▶ **TASK INPUTS**:
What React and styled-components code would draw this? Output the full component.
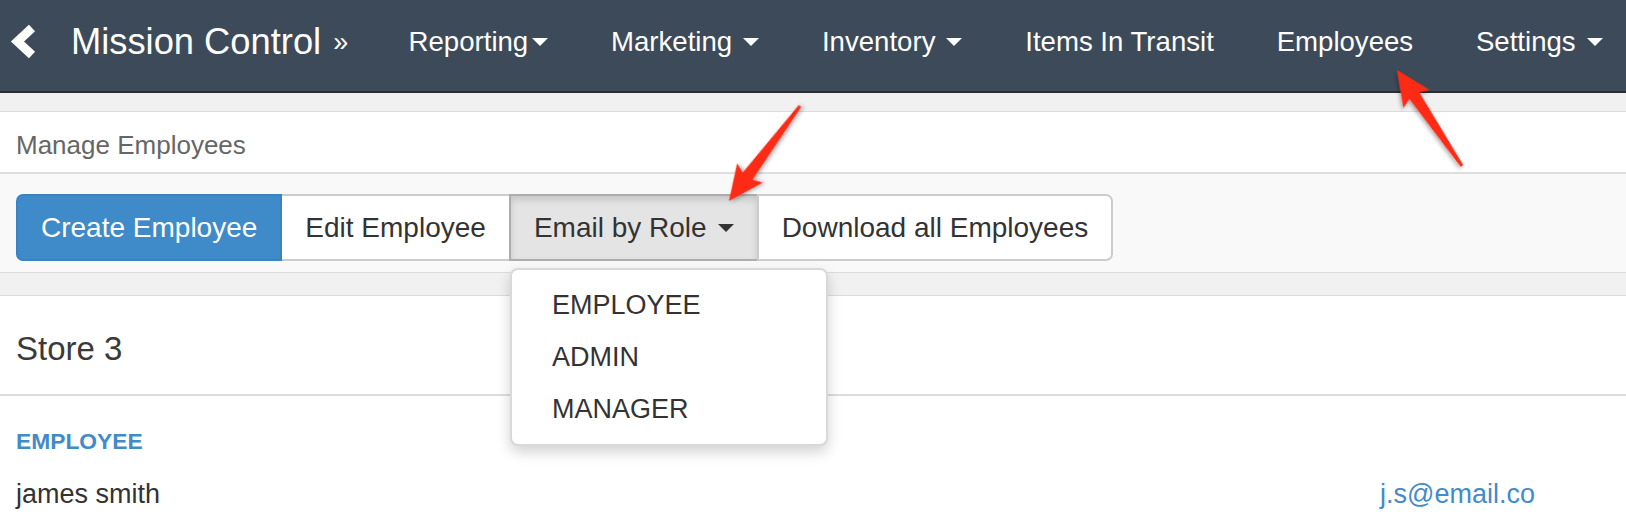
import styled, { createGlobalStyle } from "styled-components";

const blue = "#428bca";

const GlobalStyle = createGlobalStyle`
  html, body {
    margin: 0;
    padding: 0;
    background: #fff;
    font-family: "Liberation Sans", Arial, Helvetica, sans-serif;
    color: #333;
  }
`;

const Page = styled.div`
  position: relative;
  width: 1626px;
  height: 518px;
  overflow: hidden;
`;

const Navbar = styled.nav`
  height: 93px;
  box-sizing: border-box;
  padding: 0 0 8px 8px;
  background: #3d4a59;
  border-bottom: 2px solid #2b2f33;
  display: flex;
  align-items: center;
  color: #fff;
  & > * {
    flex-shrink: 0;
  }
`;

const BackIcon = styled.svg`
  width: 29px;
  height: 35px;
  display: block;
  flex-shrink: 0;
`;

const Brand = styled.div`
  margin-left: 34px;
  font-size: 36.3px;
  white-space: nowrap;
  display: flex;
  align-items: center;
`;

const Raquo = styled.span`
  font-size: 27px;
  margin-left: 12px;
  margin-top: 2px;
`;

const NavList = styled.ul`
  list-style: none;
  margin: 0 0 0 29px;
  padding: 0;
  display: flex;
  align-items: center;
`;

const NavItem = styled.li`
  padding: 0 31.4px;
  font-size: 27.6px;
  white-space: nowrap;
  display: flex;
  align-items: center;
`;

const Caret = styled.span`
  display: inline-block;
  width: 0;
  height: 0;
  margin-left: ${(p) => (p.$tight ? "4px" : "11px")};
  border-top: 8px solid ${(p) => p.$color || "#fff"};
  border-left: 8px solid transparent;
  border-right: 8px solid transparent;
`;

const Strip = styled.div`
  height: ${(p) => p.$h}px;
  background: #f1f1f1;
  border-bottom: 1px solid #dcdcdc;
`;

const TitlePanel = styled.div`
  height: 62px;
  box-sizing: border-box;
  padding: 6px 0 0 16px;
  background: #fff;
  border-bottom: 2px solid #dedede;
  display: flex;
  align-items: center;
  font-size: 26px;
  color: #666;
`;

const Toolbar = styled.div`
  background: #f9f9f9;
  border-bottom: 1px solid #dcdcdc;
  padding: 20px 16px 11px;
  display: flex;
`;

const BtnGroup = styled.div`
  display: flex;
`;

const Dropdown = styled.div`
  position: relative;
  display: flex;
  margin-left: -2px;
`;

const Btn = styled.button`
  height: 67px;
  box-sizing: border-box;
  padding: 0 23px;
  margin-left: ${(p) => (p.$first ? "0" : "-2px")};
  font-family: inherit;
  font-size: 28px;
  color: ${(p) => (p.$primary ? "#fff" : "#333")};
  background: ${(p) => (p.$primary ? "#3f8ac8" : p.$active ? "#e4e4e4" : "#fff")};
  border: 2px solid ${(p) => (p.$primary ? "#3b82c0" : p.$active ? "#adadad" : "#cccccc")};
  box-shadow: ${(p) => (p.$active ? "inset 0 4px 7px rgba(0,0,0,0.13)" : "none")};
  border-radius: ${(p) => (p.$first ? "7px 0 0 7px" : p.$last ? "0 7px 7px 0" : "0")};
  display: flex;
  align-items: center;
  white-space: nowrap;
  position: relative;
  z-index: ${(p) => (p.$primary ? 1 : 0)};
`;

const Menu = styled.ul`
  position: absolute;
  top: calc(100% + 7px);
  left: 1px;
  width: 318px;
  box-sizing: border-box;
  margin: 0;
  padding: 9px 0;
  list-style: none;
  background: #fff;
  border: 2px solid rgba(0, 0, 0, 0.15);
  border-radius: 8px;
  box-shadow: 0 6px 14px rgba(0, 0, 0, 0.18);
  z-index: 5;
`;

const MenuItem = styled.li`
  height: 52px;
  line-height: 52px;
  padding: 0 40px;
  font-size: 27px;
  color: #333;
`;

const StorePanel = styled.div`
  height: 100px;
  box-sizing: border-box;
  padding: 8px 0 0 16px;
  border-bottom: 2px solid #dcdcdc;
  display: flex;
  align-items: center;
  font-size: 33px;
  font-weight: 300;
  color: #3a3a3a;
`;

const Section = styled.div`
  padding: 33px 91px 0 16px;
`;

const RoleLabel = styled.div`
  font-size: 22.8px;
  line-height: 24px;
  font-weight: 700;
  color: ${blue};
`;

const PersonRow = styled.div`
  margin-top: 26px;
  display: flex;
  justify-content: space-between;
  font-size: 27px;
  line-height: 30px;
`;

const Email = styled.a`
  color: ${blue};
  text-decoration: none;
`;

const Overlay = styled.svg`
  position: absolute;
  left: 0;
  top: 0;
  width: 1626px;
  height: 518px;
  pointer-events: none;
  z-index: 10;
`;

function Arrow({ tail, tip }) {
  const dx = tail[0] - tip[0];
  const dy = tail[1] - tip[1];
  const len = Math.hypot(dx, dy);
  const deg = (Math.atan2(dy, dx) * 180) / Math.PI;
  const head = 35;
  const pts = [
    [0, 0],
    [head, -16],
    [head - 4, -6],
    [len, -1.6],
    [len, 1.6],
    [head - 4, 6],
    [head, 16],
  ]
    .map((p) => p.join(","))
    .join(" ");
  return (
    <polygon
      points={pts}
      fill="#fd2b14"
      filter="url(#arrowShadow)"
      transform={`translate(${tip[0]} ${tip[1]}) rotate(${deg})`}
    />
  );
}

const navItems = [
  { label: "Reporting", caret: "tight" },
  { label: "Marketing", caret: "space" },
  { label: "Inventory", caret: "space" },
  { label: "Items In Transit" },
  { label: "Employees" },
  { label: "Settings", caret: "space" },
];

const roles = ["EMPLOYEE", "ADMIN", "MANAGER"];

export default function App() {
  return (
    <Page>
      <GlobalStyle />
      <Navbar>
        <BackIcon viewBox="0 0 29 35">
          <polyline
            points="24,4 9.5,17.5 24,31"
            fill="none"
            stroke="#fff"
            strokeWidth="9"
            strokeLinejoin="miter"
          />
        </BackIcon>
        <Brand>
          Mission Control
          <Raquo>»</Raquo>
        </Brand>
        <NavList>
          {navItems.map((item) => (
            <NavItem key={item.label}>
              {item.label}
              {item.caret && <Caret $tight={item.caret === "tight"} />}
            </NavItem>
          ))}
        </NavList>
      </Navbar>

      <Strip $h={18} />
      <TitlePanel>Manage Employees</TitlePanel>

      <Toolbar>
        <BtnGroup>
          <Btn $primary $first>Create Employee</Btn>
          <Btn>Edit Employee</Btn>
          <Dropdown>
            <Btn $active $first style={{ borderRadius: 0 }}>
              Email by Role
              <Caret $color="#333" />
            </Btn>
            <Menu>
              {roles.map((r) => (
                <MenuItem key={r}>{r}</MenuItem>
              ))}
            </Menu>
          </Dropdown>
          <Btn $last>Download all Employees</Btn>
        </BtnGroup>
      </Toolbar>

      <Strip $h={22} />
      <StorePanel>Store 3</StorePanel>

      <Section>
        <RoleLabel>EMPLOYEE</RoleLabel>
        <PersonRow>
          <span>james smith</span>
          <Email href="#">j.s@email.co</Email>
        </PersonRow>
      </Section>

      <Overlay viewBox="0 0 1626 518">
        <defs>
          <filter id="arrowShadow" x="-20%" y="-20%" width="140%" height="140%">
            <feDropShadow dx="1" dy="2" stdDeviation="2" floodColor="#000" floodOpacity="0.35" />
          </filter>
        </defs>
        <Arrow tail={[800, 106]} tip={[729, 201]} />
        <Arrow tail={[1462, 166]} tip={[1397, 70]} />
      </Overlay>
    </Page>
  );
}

--

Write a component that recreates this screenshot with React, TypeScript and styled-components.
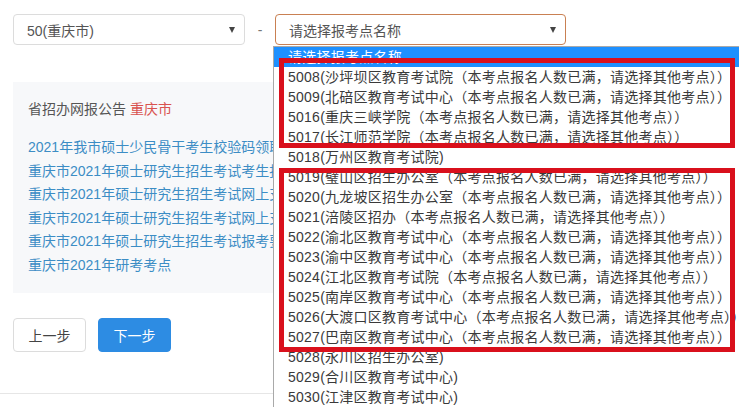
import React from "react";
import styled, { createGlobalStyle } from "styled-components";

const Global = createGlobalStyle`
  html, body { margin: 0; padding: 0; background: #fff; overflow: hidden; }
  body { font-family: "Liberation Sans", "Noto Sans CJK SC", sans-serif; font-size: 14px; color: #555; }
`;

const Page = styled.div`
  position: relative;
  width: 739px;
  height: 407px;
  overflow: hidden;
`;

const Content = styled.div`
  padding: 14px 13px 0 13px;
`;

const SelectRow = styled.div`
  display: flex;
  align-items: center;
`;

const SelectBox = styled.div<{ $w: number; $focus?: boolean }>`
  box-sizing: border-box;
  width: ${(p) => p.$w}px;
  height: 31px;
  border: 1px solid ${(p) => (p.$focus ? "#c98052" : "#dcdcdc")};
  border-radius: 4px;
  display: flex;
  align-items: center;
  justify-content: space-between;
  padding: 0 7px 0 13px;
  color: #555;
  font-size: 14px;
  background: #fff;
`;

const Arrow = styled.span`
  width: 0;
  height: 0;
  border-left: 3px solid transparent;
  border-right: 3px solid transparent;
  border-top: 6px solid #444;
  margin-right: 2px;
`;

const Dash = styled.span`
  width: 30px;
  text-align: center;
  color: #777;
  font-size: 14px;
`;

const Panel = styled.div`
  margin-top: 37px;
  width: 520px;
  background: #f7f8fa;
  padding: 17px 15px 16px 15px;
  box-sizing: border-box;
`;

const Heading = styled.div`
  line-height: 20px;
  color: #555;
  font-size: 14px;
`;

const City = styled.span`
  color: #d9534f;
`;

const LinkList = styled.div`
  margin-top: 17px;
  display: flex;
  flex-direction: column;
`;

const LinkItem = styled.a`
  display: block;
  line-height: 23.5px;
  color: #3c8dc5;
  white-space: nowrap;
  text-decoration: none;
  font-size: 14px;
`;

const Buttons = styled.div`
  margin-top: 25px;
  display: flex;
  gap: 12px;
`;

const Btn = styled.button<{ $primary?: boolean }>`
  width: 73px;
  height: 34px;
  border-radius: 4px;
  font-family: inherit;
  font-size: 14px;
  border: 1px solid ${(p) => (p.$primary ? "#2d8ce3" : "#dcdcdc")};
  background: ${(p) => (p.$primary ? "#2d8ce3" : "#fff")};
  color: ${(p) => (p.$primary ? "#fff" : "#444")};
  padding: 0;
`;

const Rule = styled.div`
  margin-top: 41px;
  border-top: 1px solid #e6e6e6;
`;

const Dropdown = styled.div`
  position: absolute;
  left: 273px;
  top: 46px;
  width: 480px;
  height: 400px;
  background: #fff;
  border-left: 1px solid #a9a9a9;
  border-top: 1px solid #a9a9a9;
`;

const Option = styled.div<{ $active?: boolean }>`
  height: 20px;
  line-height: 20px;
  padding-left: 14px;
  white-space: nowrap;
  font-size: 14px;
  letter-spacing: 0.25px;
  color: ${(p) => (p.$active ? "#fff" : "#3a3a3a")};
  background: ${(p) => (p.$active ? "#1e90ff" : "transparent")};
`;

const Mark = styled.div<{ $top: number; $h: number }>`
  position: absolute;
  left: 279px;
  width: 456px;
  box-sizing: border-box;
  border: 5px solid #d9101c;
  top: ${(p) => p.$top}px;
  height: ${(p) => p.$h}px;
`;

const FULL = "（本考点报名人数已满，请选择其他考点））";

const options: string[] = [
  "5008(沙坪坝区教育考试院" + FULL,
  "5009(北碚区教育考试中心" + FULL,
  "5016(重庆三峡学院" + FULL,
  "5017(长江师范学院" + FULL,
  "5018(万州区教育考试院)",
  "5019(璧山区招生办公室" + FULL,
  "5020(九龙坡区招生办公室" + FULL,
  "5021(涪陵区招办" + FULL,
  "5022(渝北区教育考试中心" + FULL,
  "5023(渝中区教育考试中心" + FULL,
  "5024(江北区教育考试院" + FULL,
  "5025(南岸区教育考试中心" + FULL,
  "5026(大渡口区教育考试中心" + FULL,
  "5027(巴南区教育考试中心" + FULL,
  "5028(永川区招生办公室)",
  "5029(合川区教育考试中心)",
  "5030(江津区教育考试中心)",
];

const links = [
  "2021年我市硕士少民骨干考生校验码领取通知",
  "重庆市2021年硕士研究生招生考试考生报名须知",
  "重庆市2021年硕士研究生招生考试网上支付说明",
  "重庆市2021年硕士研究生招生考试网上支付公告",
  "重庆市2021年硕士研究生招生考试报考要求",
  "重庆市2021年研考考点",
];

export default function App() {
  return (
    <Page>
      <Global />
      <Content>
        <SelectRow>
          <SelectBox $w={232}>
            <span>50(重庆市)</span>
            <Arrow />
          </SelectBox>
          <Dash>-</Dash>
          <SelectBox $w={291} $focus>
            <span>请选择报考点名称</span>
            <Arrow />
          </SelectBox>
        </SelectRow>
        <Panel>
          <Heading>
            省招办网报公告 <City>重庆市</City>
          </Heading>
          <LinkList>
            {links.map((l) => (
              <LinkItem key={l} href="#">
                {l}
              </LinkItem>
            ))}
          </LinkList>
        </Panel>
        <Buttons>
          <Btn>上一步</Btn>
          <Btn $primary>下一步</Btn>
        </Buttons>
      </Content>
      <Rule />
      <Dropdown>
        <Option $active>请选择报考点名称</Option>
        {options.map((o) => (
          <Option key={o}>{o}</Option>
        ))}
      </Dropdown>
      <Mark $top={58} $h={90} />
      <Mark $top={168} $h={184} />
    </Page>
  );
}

* * *

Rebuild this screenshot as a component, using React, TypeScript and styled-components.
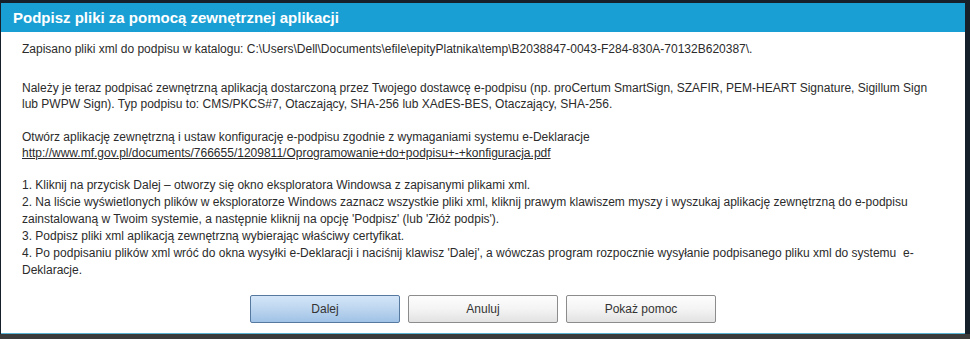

▶ **THE REQUEST**:
Find the word "TypeScript" and list each line it appears in.

▶ **SOLUTION FOR THIS PROBLEM**:
Write a component that recreates this screenshot with React, TypeScript and styled-components.
Rebuild this screenshot as a component, using React, TypeScript and styled-components.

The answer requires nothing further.